A recently released report of the Australian government warns that 250,000 homes are at risk of inundation by the turn of the century due to the rising sea-levels brought about by climate change.

In addition 120 ports, 1,800 bridges, power stations, water treatment plants and airports close to the coastline are also under threat according to a story published in the ’Melbourne ‘Age.’

Despite the prediction that properties worth an estimated $60 billion would be lost, the Australian parliament is struggling to reach any agreement about what needs to be done. To the amazement of the recently appointed British High Commissioner the debate in Australia is still centred on whether climate change is occurring at all, or to what extent it is a man-made phenomenon – elsewhere in the world the debate has moved on to what needs to be done to mitigate or adapt to the this major threat to life on this planet as we know it.

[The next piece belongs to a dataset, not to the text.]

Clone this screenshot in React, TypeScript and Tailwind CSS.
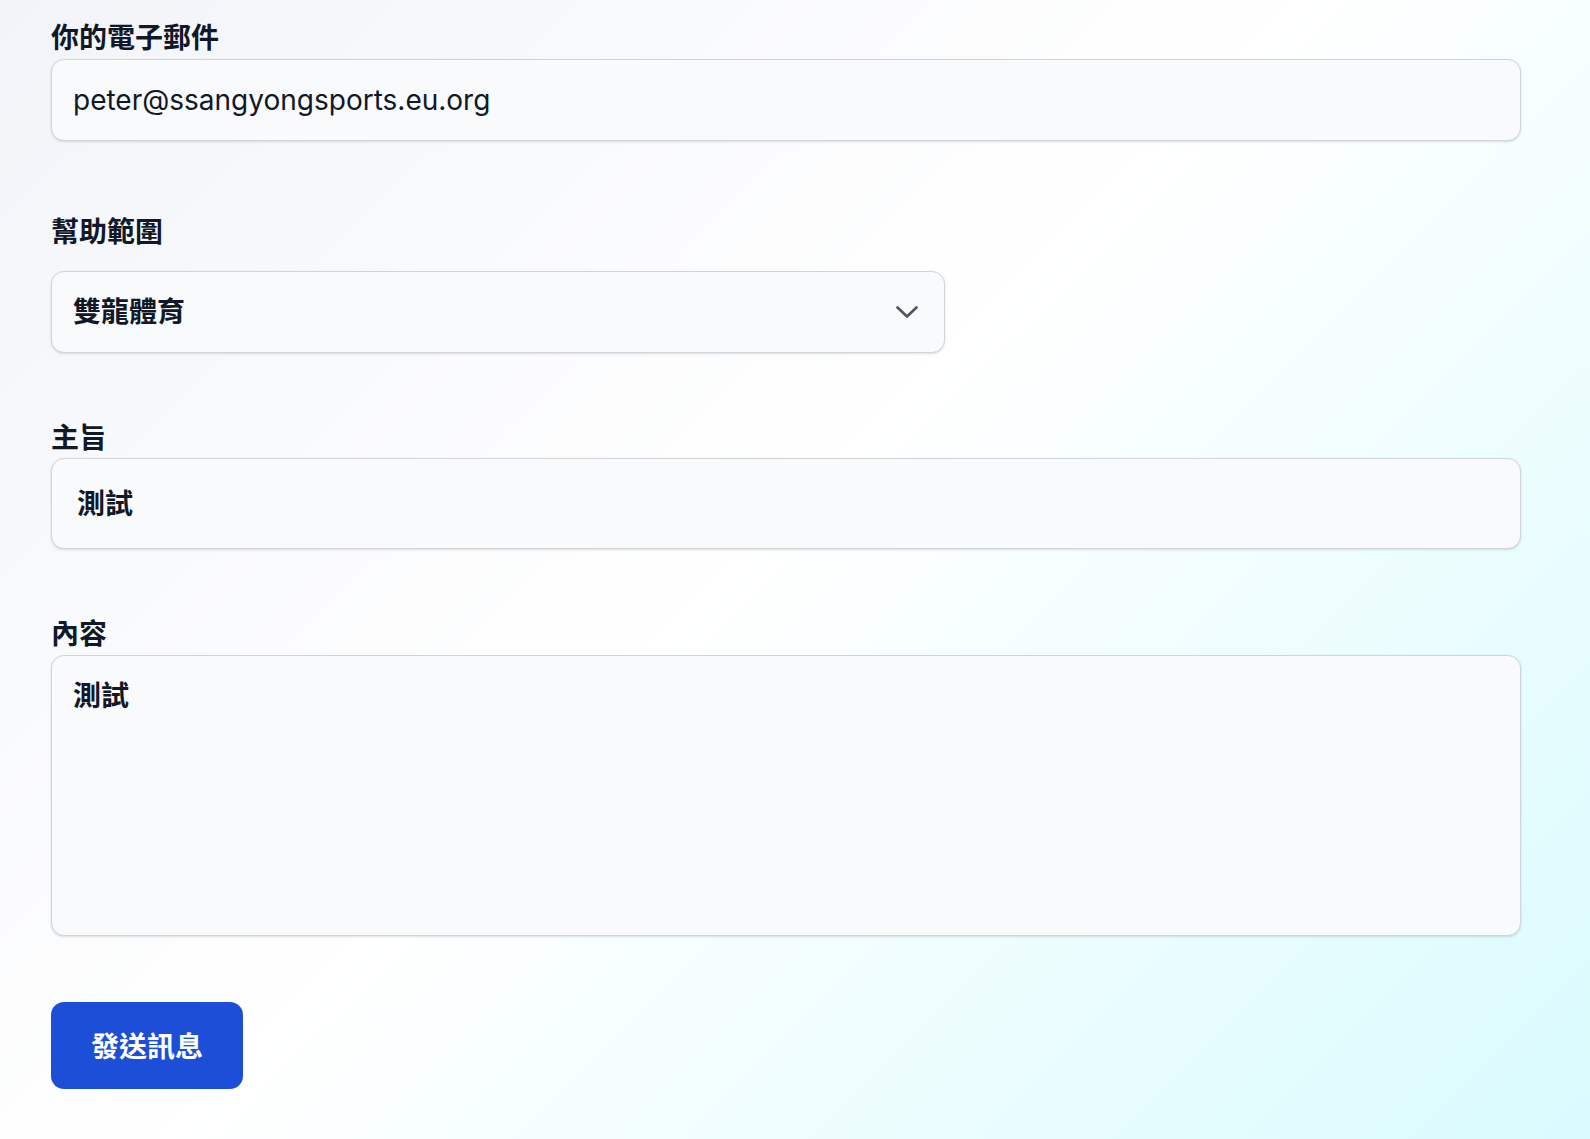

In another news item that appeared in the same week, the absence of a well-thought out long term strategy for coping with climate change in Australia was exposed.

In the Spanish province of Granada the Andasol Power Plant, the world's largest solar plant, has reportedly overcome one of the biggest problems facing large-scale solar power: how to produce electricity at night or when it is overcast. The Andasol plant stores heat from the day in molten salt, which then powers electricity turbines overnight. The plant can continue for 7½ hours without sunlight, and more advanced plants coming online in the next few years are set to double that storage time.

The potential of Solar Thermal Energy as a non-polluting unlimited source to meet Australia’s energy needs (first mentioned in this bulletin almost three years ago in Jan 2007) has long been recognized. Plants such as that at Andasol and in the Mojave Desert in California are already operating commercially, and plans to use the North African desert for the generation of electricity to supply a significant proportion of Europe’s energy needs moved a step closer to reality last month with the signing of an agreement by a group of twelve companies and the Desertec Foundation.

Meanwhile despite being particularly suitable for the generation of solar energy Australia, seemingly bereft of leadership capable of looking beyond the next election, continues to largely ignore this potential solution to greenhouse gas generation.

As is often the case governments will rarely lead, and instead will follow public opinion. It becomes the responsibility of all of us therefore to ensure our voice is heard on this and other important issues.